| Provided records |
§ §

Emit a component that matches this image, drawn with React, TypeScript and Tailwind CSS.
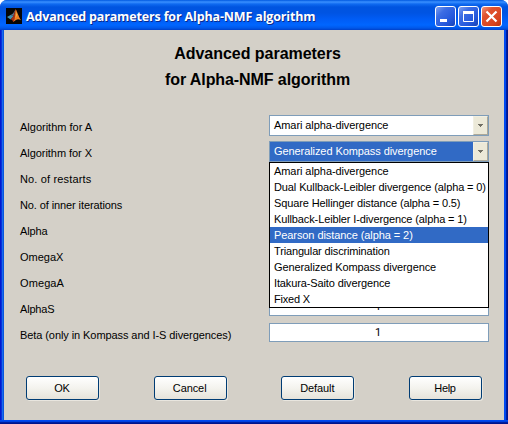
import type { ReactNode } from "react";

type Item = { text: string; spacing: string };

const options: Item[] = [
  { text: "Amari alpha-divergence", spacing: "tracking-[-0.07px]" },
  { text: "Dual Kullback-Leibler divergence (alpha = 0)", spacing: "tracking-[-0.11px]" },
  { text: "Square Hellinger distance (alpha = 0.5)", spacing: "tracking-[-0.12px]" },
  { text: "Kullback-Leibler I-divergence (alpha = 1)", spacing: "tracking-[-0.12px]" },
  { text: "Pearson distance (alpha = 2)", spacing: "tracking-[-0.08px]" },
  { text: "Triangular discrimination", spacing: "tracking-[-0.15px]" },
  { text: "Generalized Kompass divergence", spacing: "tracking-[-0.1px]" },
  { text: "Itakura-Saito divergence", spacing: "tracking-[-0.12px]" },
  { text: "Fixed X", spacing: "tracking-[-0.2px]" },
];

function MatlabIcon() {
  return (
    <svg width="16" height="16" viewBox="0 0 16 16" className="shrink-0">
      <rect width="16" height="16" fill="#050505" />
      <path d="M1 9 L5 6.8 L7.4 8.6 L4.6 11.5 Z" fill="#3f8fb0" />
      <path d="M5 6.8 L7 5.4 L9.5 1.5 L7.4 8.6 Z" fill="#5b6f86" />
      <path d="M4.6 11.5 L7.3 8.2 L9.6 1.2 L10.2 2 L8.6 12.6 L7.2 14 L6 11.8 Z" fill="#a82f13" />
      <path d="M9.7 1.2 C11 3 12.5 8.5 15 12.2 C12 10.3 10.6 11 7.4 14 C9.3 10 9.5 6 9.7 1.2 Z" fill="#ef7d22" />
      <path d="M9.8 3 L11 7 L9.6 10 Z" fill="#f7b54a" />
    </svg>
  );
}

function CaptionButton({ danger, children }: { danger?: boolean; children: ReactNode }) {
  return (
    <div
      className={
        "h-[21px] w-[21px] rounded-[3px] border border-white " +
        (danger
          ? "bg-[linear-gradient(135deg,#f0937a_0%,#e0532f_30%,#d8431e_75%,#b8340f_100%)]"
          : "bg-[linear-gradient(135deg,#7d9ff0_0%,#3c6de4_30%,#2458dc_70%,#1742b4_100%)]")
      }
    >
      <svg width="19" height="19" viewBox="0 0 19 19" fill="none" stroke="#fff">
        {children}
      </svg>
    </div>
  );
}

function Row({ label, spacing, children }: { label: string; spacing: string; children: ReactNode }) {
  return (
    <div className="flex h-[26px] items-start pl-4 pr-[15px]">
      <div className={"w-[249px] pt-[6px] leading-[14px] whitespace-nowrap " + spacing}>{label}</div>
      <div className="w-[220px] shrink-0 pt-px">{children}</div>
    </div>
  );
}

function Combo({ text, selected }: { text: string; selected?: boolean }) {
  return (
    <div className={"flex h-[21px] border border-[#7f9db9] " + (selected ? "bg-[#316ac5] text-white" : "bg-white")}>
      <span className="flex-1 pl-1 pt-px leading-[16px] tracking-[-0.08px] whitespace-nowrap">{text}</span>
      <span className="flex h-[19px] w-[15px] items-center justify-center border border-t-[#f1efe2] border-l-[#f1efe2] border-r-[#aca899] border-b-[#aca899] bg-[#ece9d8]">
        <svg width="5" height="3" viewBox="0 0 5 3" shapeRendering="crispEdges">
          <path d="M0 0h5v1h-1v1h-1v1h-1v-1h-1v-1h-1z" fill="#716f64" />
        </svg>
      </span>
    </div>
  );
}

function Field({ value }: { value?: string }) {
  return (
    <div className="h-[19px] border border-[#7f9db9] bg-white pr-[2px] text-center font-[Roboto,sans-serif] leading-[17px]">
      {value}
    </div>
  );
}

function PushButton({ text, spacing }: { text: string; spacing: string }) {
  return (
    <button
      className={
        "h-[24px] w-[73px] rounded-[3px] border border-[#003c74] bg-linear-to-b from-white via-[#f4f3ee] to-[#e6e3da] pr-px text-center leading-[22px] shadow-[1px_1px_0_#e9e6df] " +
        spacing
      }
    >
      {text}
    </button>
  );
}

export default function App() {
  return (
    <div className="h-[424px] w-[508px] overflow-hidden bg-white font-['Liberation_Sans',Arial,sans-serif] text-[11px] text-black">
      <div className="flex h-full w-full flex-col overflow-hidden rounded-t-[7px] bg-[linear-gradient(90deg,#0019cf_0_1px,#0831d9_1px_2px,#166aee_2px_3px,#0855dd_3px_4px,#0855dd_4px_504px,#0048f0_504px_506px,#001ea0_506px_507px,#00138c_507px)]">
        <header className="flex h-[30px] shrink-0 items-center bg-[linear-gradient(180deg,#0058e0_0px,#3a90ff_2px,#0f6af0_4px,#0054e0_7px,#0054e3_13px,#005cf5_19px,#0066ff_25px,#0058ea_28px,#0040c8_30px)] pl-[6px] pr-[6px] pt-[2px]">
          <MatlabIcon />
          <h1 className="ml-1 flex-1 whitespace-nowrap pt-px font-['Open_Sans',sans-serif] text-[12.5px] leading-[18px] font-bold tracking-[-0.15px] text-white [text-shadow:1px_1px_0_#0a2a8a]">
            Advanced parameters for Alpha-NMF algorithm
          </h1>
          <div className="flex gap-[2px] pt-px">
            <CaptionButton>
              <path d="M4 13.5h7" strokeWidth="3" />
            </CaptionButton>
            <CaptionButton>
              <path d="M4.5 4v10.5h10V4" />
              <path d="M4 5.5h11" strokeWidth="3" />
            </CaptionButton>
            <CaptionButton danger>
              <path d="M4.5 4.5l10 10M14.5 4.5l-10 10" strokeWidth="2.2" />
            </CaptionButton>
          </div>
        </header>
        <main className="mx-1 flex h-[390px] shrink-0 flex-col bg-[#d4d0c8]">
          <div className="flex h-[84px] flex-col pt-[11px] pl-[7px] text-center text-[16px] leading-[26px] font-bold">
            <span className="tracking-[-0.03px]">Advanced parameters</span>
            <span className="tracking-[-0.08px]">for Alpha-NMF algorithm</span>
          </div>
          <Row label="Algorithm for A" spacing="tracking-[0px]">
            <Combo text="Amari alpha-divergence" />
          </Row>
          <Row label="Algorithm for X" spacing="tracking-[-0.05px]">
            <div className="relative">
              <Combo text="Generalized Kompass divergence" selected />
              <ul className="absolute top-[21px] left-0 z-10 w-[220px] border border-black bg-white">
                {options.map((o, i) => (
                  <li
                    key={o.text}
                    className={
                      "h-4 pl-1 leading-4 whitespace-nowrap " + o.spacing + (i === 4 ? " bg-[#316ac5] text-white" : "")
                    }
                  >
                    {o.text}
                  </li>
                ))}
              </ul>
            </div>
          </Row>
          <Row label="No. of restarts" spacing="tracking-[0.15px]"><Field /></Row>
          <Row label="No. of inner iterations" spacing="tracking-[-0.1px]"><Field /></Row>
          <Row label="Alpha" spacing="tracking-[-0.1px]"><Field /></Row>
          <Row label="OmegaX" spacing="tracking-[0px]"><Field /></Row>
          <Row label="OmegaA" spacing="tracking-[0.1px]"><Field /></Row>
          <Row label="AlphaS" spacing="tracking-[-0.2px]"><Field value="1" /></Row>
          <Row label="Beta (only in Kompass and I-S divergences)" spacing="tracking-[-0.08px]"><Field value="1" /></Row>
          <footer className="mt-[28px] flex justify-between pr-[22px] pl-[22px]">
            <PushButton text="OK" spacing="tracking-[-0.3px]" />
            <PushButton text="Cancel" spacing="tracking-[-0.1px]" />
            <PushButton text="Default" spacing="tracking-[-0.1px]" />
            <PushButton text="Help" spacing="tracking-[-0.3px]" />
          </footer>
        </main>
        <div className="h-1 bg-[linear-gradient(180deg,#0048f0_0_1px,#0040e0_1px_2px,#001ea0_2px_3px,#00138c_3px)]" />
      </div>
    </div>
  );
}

§ §

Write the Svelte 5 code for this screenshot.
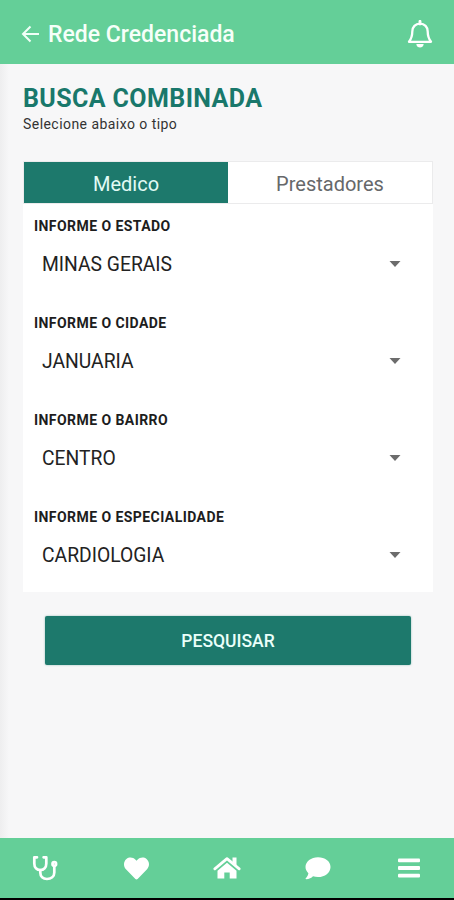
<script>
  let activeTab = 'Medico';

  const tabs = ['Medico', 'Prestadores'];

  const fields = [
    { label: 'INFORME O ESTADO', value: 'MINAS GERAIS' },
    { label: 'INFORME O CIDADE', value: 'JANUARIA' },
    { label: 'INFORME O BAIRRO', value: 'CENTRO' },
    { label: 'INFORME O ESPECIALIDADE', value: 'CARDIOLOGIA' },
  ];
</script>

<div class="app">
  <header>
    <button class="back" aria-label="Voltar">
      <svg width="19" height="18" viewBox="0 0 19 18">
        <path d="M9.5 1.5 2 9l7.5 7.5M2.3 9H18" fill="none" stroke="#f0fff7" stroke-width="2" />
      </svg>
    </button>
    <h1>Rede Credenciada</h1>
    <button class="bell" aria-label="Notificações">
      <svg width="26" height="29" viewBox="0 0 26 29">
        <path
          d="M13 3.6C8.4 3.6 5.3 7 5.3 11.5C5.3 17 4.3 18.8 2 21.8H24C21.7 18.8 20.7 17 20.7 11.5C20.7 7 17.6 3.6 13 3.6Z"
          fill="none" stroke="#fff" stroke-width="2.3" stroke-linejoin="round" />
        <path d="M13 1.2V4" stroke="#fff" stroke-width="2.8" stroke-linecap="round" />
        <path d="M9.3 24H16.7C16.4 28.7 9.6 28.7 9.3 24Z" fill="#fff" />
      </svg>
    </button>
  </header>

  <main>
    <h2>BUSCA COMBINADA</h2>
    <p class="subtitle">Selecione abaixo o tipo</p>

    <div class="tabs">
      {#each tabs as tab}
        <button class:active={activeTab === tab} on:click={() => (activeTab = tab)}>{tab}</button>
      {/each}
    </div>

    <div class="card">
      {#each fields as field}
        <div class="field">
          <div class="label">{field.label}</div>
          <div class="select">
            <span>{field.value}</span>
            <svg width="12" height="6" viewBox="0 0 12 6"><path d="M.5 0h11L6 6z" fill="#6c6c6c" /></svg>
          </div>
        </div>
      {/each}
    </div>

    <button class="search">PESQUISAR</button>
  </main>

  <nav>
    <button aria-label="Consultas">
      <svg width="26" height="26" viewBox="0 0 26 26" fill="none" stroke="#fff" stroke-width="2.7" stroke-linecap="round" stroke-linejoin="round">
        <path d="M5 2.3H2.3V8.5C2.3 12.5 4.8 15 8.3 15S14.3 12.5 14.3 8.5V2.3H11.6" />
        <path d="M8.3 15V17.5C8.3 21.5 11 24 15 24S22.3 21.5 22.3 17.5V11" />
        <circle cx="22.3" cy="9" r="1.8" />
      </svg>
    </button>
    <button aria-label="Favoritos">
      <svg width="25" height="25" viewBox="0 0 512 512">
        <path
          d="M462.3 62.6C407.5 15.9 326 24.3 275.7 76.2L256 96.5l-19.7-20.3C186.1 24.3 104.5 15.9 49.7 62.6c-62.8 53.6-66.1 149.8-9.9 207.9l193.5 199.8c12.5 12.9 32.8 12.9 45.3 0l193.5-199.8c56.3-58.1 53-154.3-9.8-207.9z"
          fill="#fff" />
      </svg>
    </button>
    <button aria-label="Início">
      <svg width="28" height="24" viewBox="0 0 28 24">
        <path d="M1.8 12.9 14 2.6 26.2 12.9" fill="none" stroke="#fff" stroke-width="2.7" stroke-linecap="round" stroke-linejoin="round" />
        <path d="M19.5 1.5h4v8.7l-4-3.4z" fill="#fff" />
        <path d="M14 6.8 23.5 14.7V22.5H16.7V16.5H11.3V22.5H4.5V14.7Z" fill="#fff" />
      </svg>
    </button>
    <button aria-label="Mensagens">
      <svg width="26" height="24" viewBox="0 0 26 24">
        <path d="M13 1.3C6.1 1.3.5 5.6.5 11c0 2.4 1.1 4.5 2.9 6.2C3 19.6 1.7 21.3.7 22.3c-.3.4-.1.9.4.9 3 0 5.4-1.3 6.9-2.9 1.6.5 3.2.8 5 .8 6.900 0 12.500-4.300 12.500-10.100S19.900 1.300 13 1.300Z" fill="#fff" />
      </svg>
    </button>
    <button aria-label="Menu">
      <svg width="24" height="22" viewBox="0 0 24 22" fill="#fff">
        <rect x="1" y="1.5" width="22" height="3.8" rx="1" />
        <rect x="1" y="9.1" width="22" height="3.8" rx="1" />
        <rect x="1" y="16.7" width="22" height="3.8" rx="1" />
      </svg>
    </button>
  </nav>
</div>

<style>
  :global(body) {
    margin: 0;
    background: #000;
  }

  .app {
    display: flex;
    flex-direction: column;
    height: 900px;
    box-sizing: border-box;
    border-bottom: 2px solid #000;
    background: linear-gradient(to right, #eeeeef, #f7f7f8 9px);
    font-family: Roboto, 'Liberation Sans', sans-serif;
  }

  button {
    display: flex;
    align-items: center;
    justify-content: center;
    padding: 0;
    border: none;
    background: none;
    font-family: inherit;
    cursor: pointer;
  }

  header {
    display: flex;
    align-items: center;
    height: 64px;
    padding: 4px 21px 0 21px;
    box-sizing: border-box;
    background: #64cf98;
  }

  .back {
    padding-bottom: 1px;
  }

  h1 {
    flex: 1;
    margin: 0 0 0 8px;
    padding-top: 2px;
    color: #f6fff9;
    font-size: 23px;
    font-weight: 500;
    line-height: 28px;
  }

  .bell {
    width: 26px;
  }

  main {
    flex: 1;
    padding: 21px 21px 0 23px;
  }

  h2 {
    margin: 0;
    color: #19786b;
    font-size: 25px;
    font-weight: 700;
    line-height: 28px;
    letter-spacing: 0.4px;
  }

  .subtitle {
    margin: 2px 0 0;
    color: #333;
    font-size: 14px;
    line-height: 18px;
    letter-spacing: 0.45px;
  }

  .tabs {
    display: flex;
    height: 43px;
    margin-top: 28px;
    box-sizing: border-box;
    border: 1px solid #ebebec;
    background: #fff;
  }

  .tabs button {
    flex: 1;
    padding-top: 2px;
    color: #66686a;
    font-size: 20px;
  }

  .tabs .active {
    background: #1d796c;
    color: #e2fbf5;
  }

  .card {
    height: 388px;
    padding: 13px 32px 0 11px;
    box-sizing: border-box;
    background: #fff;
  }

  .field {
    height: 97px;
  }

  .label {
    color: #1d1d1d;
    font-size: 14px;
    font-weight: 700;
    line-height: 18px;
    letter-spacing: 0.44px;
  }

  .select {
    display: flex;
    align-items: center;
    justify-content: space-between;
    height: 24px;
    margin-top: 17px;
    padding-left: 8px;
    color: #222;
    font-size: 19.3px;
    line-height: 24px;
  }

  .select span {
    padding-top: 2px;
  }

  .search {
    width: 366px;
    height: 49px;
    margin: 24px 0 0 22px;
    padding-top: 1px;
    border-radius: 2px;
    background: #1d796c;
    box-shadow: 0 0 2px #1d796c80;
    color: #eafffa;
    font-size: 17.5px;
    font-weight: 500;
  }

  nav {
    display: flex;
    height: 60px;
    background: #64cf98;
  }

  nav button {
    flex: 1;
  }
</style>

§ §

| What is needed |
Copy out, exactly, every line from the one that contains "Write the Svelte 5 code for this screenshot." through the one that contains "abaixo o tipo</p>". Pictures stay out of the copy.

| Task response |
Write the Svelte 5 code for this screenshot.
<script>
  let activeTab = 'Medico';

  const tabs = ['Medico', 'Prestadores'];

  const fields = [
    { label: 'INFORME O ESTADO', value: 'MINAS GERAIS' },
    { label: 'INFORME O CIDADE', value: 'JANUARIA' },
    { label: 'INFORME O BAIRRO', value: 'CENTRO' },
    { label: 'INFORME O ESPECIALIDADE', value: 'CARDIOLOGIA' },
  ];
</script>

<div class="app">
  <header>
    <button class="back" aria-label="Voltar">
      <svg width="19" height="18" viewBox="0 0 19 18">
        <path d="M9.5 1.5 2 9l7.5 7.5M2.3 9H18" fill="none" stroke="#f0fff7" stroke-width="2" />
      </svg>
    </button>
    <h1>Rede Credenciada</h1>
    <button class="bell" aria-label="Notificações">
      <svg width="26" height="29" viewBox="0 0 26 29">
        <path
          d="M13 3.6C8.4 3.6 5.3 7 5.3 11.5C5.3 17 4.3 18.8 2 21.8H24C21.7 18.8 20.7 17 20.7 11.5C20.7 7 17.6 3.6 13 3.6Z"
          fill="none" stroke="#fff" stroke-width="2.3" stroke-linejoin="round" />
        <path d="M13 1.2V4" stroke="#fff" stroke-width="2.8" stroke-linecap="round" />
        <path d="M9.3 24H16.7C16.4 28.7 9.6 28.7 9.3 24Z" fill="#fff" />
      </svg>
    </button>
  </header>

  <main>
    <h2>BUSCA COMBINADA</h2>
    <p class="subtitle">Selecione abaixo o tipo</p>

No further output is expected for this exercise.